You don't seem the least bit cranky to me.
When I left academia and encountered workplace politics of the sort that can occur in the private sector, I had to come home and guffaw uproariously, comparing what I was seeing in my new workplace to the academic politics I was used to in the university. My department possessed two men who liked to brag about their prowess at winning political battles, and they would have been eaten alive at the executive and near-executive level in any company I have ever encountered in North America (or Denmark, for that matter).
From what you say, it sounds like the essayist is self-absorbed, not at all focused on the best interest of her "little department" and woefully uninformed about employment law.
Posted by:SorchaRei | March 10, 2005 at 06:34 PM
It occured to me that it would be awfully funny if you were Ravens and the events depicted in that essay were completely imaginary.
Posted by:Jonathan | March 10, 2005 at 07:32 PM
Ravens sounds like the stereotypical "high-maintenance" colleague. If you are cranky, then so am I.
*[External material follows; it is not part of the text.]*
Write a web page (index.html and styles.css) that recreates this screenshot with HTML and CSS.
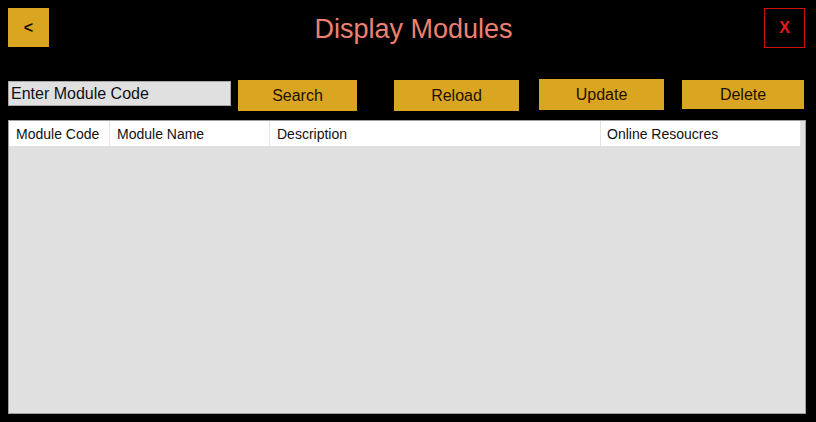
FILE: index.html
```html
<!DOCTYPE html>
<html lang="en">
<head>
    <meta charset="UTF-8">
    <meta name="viewport" content="width=device-width, initial-scale=1.0">
    <title>Display Modules</title>
    <link rel="stylesheet" href="styles.css">
</head>
<body>
    <header class="topbar">
        <button class="back-btn">&lt;</button>
        <h1 class="title">Display Modules</h1>
        <button class="close-btn">X</button>
    </header>

    <div class="toolbar">
        <input type="text" class="code-input" value="Enter Module Code">
        <button class="action-btn search-btn">Search</button>
        <button class="action-btn reload-btn">Reload</button>
        <button class="action-btn update-btn">Update</button>
        <button class="action-btn delete-btn">Delete</button>
    </div>

    <div class="grid">
        <div class="grid-head">
            <div class="col col-code">Module Code</div>
            <div class="col col-name">Module Name</div>
            <div class="col col-desc">Description</div>
            <div class="col col-res">Online Resoucres</div>
        </div>
        <div class="grid-body"></div>
    </div>
</body>
</html>
```

FILE: styles.css
```css
body {
    font-family: 'Liberation Sans', Arial, sans-serif;
    background-color: #000;
    margin: 0;
    padding: 0;
    width: 816px;
    height: 422px;
    overflow: hidden;
}
button {
    font-family: inherit;
    border: none;
    padding: 0;
    cursor: pointer;
}
.topbar {
    display: flex;
    align-items: center;
    height: 39px;
    padding: 8px 11px 0 8px;
}
.back-btn {
    width: 41px;
    height: 39px;
    background-color: #daa520;
    color: #1a1000;
    font-size: 16px;
    font-weight: bold;
}
.title {
    flex: 1;
    margin: 4px 0 0 0;
    padding-left: 14px;
    text-align: center;
    font-size: 27px;
    font-weight: normal;
    color: #ef8070;
}
.close-btn {
    width: 41px;
    height: 40px;
    background-color: #000;
    border: 1px solid #c81414;
    color: #e81818;
    font-size: 16px;
    font-weight: bold;
}
.toolbar {
    display: flex;
    align-items: flex-start;
    height: 32px;
    margin-top: 32px;
    padding-left: 8px;
}
.code-input {
    box-sizing: border-box;
    width: 223px;
    height: 25px;
    margin-top: 2px;
    padding: 0 2px;
    border: 1px solid #a8a8a8;
    background-color: #e0e0e0;
    font-family: inherit;
    font-size: 16px;
    color: #111;
}
.action-btn {
    height: 31px;
    background-color: #daa520;
    color: #1e1200;
    font-size: 16px;
}
.search-btn {
    width: 119px;
    margin: 1px 0 0 7px;
}
.reload-btn {
    width: 125px;
    margin: 1px 0 0 37px;
}
.update-btn {
    width: 125px;
    margin: 0 0 0 20px;
}
.delete-btn {
    width: 122px;
    height: 29px;
    margin: 1px 0 0 18px;
}
.grid {
    box-sizing: border-box;
    width: 798px;
    height: 294px;
    margin: 9px 0 0 8px;
    border: 1px solid #a0a0a0;
    background-color: #e0e0e0;
    display: flex;
    flex-direction: column;
}
.grid-head {
    display: flex;
    height: 25px;
    background-color: #fff;
    margin-right: 4px;
    border-right: 1px solid #e4e4e4;
}
.col {
    box-sizing: border-box;
    height: 25px;
    line-height: 26px;
    padding-left: 7px;
    font-size: 14px;
    color: #111;
    border-right: 1px solid #e4e4e4;
}
.col-code {
    width: 101px;
}
.col-name {
    width: 160px;
}
.col-desc {
    width: 331px;
}
.col-res {
    flex: 1;
    border-right: none;
    padding-left: 6px;
}
.grid-body {
    flex: 1;
}
```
Posted by:Sherman Dorn | March 11, 2005 at 08:16 AM
I'm with you, Little Professor. As a university staff member, I would gleefully participate in ostracizing this woman. There's an incompetent member of staff in my department; my supervisor has a three year plan to get rid of him. Raven's a fool.
Posted by:Gordon | March 11, 2005 at 10:45 AM
First Person is almost always a whinefest. For my part, I'm just happy for the validation of reading that others have a similar opinion. :-)
Posted by:MJ | March 11, 2005 at 04:43 PM
When I read this article a few weeks back, I too was amused and taken aback by Raven's "total lack of self-awareness." Again in the CoHE we see that there seems to be so much sturm and drang in academic politics because they stakes are so low.